Gann and TFS have an impressive reach, consulting with organizations on a national and international level, and helping to coordinate programs like HeartBEATS in Frankfort, KY, which targets the opioid crisis and is funded by the US State Department. They have also coordinated programs to train artists and clinicians in the TFS/TBM model in Spain, South Africa, El Salvador, Peru, and Australia. The organization has worked directly with over 75,000 youth across six continents over the past eight years sharing how Hip Hop and beat making can address and heal trauma in culturally responsive ways. Using mobile music production studios, TFS has nurtured and maintained relationships with over 100 schools, community-based organizations and juvenile halls across the United States and internationally. The feedback from the youth and various stakeholders highlights how impactful the interventions have been across settings and populations. 

TBM uses hip hop culture and beat making as a tool to engage youth in a process focused on cultivating positive relationships, regulating emotions through rhythm, and fostering a positive self-concept. As to why the TFS/TBM model is so useful in addressing trauma in these varied settings, Dr. Gann explains that trauma can be unpredictable, whereas repetitive beats are inherently predictable. TFS instructors focus on the regulating properties of beat making and music production to ground people of all ages in the present moment.
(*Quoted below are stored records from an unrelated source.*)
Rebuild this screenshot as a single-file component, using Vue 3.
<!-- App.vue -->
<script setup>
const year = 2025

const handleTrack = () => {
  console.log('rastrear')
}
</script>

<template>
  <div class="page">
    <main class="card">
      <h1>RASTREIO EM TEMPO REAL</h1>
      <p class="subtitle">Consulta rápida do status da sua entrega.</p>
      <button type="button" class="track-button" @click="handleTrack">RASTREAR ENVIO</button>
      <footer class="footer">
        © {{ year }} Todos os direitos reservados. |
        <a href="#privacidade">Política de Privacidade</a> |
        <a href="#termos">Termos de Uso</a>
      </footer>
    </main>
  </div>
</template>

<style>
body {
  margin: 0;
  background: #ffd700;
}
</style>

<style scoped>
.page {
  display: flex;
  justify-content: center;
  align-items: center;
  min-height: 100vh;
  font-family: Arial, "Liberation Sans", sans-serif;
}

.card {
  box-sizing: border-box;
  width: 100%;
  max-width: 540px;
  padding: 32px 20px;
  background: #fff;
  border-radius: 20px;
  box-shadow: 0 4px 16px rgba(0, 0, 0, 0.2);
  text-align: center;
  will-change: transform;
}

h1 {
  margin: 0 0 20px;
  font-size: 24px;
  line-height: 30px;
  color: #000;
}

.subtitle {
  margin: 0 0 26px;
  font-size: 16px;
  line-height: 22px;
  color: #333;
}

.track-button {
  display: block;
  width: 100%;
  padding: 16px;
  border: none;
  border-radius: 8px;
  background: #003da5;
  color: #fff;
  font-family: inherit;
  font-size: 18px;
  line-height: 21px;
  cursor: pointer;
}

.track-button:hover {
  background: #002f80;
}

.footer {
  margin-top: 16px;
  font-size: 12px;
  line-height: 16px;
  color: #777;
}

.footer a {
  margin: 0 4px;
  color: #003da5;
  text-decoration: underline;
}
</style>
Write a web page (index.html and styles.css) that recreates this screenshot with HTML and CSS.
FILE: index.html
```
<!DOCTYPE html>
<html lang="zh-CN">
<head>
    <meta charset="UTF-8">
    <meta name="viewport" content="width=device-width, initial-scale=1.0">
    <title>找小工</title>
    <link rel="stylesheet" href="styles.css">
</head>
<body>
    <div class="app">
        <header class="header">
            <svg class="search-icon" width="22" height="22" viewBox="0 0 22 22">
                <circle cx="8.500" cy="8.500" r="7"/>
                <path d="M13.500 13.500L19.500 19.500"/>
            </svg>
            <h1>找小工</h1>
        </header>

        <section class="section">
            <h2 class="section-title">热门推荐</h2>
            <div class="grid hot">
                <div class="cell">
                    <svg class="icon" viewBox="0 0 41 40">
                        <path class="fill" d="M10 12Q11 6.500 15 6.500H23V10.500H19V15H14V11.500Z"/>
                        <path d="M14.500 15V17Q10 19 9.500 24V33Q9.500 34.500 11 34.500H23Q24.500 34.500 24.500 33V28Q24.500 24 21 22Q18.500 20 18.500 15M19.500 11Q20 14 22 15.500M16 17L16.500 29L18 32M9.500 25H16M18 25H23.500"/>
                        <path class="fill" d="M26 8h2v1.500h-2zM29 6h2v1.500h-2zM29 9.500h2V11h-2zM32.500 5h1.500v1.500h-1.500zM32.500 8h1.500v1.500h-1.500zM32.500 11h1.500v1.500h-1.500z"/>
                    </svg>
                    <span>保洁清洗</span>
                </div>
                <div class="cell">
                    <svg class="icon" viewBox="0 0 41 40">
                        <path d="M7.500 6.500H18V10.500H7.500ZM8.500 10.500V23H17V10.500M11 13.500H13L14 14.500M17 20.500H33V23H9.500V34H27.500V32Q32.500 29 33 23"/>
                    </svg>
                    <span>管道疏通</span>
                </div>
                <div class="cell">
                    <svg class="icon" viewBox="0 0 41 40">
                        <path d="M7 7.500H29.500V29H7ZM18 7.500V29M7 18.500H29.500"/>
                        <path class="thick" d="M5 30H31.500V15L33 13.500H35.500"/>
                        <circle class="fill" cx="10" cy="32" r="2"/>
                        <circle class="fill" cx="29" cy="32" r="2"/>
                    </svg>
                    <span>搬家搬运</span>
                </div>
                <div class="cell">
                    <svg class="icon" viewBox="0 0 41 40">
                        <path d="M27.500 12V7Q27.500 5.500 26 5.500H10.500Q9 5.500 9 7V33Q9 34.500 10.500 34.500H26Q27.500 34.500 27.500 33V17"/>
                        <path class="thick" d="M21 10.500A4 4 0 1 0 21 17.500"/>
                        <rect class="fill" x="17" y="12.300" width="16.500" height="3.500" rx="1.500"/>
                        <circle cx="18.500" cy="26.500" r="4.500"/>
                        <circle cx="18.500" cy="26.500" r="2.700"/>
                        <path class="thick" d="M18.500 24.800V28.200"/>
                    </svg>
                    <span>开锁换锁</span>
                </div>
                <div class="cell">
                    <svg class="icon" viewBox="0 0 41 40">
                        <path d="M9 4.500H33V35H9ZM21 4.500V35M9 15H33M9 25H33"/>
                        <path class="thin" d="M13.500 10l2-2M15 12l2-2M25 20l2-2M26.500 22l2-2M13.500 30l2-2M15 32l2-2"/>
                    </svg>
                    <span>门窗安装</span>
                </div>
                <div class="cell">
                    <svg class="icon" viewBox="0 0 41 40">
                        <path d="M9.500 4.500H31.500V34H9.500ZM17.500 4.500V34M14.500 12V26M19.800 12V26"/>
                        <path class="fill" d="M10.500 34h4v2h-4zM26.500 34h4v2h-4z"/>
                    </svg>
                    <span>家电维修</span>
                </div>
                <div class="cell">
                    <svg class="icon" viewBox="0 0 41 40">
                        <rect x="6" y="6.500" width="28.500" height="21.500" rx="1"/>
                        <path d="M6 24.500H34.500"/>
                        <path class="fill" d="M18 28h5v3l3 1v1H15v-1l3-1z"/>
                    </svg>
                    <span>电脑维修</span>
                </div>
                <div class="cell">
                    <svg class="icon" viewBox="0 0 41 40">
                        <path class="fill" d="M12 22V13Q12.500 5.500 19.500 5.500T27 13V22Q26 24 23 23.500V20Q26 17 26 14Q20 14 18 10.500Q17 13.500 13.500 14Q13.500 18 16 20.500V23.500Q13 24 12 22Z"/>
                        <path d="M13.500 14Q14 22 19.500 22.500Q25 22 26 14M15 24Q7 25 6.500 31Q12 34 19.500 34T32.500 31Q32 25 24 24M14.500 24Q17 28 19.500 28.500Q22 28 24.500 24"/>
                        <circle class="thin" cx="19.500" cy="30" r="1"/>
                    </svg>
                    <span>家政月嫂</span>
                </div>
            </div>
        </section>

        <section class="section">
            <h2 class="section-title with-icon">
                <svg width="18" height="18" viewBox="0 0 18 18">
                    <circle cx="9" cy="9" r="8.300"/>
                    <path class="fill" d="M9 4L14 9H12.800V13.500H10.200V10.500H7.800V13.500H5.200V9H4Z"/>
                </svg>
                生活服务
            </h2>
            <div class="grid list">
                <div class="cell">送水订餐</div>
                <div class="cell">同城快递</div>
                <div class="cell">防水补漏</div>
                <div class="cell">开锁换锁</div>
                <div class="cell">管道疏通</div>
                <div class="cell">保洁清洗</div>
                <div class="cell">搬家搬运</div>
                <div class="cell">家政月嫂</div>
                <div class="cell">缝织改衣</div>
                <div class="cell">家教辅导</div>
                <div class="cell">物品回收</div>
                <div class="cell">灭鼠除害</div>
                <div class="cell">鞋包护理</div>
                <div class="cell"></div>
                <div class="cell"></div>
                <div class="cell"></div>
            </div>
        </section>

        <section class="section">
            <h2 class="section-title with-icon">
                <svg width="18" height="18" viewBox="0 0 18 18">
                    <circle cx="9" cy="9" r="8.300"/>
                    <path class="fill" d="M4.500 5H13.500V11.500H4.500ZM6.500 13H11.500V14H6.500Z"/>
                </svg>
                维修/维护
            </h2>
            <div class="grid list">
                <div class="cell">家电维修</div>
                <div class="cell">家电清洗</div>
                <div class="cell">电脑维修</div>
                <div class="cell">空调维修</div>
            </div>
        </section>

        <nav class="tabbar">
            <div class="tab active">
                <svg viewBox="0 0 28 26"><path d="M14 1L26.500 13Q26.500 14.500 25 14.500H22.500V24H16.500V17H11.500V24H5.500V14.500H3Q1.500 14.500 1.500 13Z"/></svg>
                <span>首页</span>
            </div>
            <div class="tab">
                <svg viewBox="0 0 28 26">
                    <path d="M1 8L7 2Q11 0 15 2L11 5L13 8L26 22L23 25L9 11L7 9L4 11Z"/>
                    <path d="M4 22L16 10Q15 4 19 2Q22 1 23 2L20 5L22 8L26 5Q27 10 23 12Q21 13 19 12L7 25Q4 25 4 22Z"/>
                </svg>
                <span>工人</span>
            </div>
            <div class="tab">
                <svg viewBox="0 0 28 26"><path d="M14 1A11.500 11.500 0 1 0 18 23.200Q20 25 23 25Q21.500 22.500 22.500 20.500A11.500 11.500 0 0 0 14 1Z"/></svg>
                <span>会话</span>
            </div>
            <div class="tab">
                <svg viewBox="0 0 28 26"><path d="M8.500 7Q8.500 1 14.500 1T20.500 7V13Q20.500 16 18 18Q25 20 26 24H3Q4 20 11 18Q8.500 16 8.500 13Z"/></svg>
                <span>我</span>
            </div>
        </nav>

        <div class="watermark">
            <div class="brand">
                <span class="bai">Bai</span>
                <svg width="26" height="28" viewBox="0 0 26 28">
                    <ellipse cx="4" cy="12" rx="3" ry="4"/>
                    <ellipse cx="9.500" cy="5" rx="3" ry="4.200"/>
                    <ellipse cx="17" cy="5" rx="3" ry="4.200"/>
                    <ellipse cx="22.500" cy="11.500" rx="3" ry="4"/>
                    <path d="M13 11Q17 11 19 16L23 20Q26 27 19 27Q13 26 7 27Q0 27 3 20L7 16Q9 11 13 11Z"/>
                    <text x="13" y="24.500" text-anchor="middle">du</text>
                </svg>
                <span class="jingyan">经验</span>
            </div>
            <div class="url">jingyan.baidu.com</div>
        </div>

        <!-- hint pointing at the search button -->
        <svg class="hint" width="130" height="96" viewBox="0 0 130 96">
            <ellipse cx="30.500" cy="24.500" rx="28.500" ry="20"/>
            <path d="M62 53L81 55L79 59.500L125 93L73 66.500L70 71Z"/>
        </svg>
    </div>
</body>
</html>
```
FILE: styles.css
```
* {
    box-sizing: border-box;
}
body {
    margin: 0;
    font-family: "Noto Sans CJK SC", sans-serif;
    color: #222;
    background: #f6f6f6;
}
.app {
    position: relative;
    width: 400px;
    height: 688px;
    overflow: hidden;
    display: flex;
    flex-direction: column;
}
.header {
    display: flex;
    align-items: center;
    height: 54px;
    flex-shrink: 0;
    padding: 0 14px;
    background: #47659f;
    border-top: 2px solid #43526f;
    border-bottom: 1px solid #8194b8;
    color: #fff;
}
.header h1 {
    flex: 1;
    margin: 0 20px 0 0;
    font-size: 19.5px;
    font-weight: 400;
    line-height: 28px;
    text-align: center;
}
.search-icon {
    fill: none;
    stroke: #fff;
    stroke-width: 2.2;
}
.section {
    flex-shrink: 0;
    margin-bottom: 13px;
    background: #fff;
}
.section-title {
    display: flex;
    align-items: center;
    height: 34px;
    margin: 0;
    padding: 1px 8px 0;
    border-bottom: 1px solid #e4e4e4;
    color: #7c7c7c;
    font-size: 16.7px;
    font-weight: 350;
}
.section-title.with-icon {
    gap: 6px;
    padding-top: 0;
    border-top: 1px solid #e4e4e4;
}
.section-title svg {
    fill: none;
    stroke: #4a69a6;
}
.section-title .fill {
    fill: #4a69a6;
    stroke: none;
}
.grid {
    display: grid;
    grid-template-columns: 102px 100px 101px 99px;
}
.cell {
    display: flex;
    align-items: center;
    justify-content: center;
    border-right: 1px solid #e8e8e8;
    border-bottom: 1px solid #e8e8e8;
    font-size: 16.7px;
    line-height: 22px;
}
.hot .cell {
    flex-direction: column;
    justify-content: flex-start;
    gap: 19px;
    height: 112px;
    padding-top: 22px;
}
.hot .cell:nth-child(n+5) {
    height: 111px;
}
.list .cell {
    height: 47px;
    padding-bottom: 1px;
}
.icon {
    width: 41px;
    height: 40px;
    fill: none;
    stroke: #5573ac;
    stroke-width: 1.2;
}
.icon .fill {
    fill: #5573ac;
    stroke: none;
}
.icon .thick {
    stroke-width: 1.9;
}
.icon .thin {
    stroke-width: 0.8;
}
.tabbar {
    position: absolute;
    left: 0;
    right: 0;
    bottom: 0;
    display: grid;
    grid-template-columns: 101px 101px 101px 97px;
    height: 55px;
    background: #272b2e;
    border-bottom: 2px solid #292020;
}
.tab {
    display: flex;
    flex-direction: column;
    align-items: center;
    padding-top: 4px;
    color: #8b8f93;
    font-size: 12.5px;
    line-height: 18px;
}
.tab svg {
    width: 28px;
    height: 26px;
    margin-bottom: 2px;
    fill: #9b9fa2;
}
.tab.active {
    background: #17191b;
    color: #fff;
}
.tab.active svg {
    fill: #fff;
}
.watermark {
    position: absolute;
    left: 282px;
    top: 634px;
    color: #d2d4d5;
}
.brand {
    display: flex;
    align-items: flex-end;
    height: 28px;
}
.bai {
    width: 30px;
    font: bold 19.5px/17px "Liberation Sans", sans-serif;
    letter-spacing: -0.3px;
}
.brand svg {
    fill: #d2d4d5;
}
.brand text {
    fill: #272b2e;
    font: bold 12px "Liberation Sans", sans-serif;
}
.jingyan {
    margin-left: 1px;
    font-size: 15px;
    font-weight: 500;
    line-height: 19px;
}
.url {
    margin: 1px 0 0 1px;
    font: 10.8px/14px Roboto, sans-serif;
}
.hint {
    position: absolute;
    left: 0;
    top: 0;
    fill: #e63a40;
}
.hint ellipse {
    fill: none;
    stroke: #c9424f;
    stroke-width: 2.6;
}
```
By employing repetitive rhythms, they intend to downregulate the body’s stress response, change brainwave patterns, and stabilize dysregulated youth and adults. This co-creative process takes that one step further by creating a safe space where students can work collaboratively with opportunities for non-verbal expression and develop transformative relationships. Building competency and mastery of skills within a culturally familiar modality is also essential to building a strong self-concept (both self-esteem and self-efficacy). It’s also just good fun making music this way, and it shows in the way Gann and his team work together with students. Dr. Gann’s work using TBM has evolved into two peer-reviewed publications. The first publication appeared in the Journal of Human Behavior and the Social Environment, and the second publication

appeared in the Journal of Social Work. 

A core element of these different approaches that make use of Hip Hop is immediate engagement and relationship building, and that extends to the way the organizations coexist. Gann knows the importance of communicating with his peers and has been a driving force in building this network of clinicians who use Hip Hop to connect with the people they serve. In 2016, J.C. Hall reconnected with Gann and consulted with him to further develop the beat making component of the Hip Hop Therapy Studio program. Dr. Gann helped expand its capacity through numerous consultations and yearly visits to conduct workshops with the youth the program serves. 

Dr. Gann and TFS are also working collaboratively with Rhythmic Mind to deliver Therapeutic Beat Making and Freestyle Therapy Cypher groups with West Coast Children’s Clinic. Rhythmic Mind also joined TFS’s ongoing programming at the Alameda County Juvenile Hall earlier this year. This collaborative project between TFS and Rhythmic Mind was recently supported by a $45,000 grant funded by the California Arts Council to provide TBM and Advanced Narrative Therapeutic Songwriting (ANTS) workshops for the youth incarcerated there.